Let me explain. You see a middle aged man driving like a maniac - Top Gear Dad.
Middle aged man looking stressed and talking on mobile phone - Business Dad.
Middle aged man quietly reading a book in a busy area? Serial Killer Dad.
German Dad was muscular and weathered, with a shaved head and light stubble, sporting a yellow t-shirt and green cargo trousers. As a group we marvelled at his efficiency, and when he paddled off into the distance on that first afternoon, to us, he immediately became ‘Camping Dad’. Occasionally he transmogrified into ‘Adventure Dad’ when the going got particularly tough. Along the trip, if we ever spotted him in the distance, like some kind of clothed Sasquatch, he was wearing the same yellow t-shirt. The uniform of the Camping Dad.
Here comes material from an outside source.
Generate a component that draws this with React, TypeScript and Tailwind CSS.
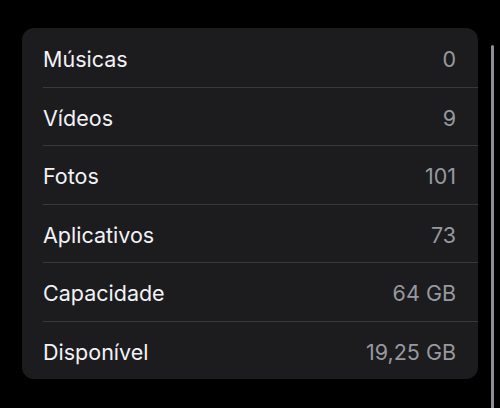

The spectre of Camping Dad loomed large for the whole trip:
How fast do you think Camping Dad paddled this section?
Do you think Camping Dad already took the good camping spot?
I bet Camping Dad could break your legs just by looking at you.
Camping Dad became a sort of backwoods proxy for Chuck Norris.
Perhaps Camping Dad was actually a child trafficker, this being the perfect way to transport two young girls through the wilderness. Perhaps he had ‘a certain set of skills’ and was escaping from an ordeal having rescued his daughters from an evil Swedish villain with golden ears. Perhaps camping Dad was actually our imaginations running appropriately wild, because tellingly, from a few thousand photographs between us all, Camping Dad didn’t appear in a single one.